# Exercise objective:
Transcribe the material verbatim in full; the pictures do not belong in the copy.
.....
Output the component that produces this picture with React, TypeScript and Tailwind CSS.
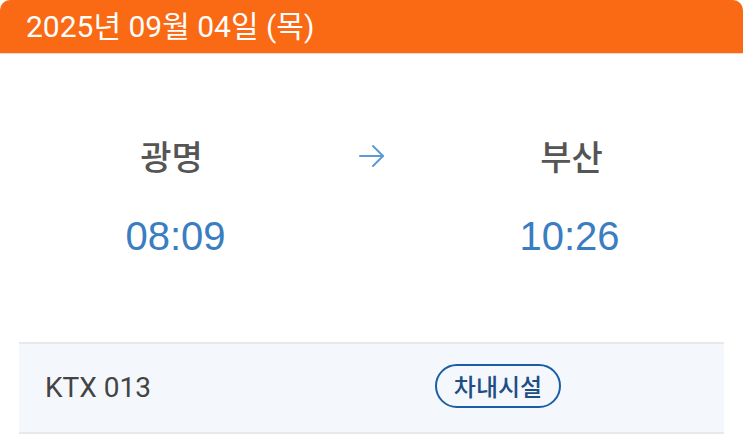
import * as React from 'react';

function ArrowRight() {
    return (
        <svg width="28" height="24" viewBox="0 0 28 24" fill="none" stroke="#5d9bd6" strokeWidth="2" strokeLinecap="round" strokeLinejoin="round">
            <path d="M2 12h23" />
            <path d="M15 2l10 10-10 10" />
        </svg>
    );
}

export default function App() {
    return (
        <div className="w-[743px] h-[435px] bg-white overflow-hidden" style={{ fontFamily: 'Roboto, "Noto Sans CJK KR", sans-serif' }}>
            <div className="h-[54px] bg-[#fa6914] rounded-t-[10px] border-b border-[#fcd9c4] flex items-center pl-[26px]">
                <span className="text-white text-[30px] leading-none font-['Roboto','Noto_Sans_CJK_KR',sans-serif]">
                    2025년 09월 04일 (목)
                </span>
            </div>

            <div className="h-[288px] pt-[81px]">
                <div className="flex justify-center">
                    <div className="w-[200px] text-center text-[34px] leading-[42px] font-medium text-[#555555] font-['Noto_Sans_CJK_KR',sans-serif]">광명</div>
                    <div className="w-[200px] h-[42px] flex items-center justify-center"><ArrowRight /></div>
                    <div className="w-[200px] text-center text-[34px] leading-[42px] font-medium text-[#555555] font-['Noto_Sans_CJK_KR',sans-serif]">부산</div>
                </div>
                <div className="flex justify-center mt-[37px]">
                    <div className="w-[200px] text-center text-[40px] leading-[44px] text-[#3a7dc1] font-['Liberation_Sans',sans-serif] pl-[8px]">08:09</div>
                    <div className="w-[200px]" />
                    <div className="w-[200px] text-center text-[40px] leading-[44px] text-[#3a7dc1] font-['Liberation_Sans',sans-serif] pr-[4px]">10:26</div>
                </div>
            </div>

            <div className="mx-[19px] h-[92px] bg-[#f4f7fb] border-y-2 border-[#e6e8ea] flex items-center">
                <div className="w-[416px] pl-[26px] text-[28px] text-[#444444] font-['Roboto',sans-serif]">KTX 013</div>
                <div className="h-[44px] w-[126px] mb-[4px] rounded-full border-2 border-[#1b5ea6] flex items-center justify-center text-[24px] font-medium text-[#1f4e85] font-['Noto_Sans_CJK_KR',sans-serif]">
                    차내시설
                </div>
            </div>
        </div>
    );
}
.....
# Written response:
Output the component that produces this picture with React, TypeScript and Tailwind CSS.
import * as React from 'react';

function ArrowRight() {
    return (
        <svg width="28" height="24" viewBox="0 0 28 24" fill="none" stroke="#5d9bd6" strokeWidth="2" strokeLinecap="round" strokeLinejoin="round">
            <path d="M2 12h23" />
            <path d="M15 2l10 10-10 10" />
        </svg>
    );
}

export default function App() {
    return (
        <div className="w-[743px] h-[435px] bg-white overflow-hidden" style={{ fontFamily: 'Roboto, "Noto Sans CJK KR", sans-serif' }}>
            <div className="h-[54px] bg-[#fa6914] rounded-t-[10px] border-b border-[#fcd9c4] flex items-center pl-[26px]">
                <span className="text-white text-[30px] leading-none font-['Roboto','Noto_Sans_CJK_KR',sans-serif]">
                    2025년 09월 04일 (목)
                </span>
            </div>

            <div className="h-[288px] pt-[81px]">
                <div className="flex justify-center">
                    <div className="w-[200px] text-center text-[34px] leading-[42px] font-medium text-[#555555] font-['Noto_Sans_CJK_KR',sans-serif]">광명</div>
                    <div className="w-[200px] h-[42px] flex items-center justify-center"><ArrowRight /></div>
                    <div className="w-[200px] text-center text-[34px] leading-[42px] font-medium text-[#555555] font-['Noto_Sans_CJK_KR',sans-serif]">부산</div>
                </div>
                <div className="flex justify-center mt-[37px]">
                    <div className="w-[200px] text-center text-[40px] leading-[44px] text-[#3a7dc1] font-['Liberation_Sans',sans-serif] pl-[8px]">08:09</div>
                    <div className="w-[200px]" />
                    <div className="w-[200px] text-center text-[40px] leading-[44px] text-[#3a7dc1] font-['Liberation_Sans',sans-serif] pr-[4px]">10:26</div>
                </div>
            </div>

            <div className="mx-[19px] h-[92px] bg-[#f4f7fb] border-y-2 border-[#e6e8ea] flex items-center">
                <div className="w-[416px] pl-[26px] text-[28px] text-[#444444] font-['Roboto',sans-serif]">KTX 013</div>
                <div className="h-[44px] w-[126px] mb-[4px] rounded-full border-2 border-[#1b5ea6] flex items-center justify-center text-[24px] font-medium text-[#1f4e85] font-['Noto_Sans_CJK_KR',sans-serif]">
                    차내시설
                </div>
            </div>
        </div>
    );
}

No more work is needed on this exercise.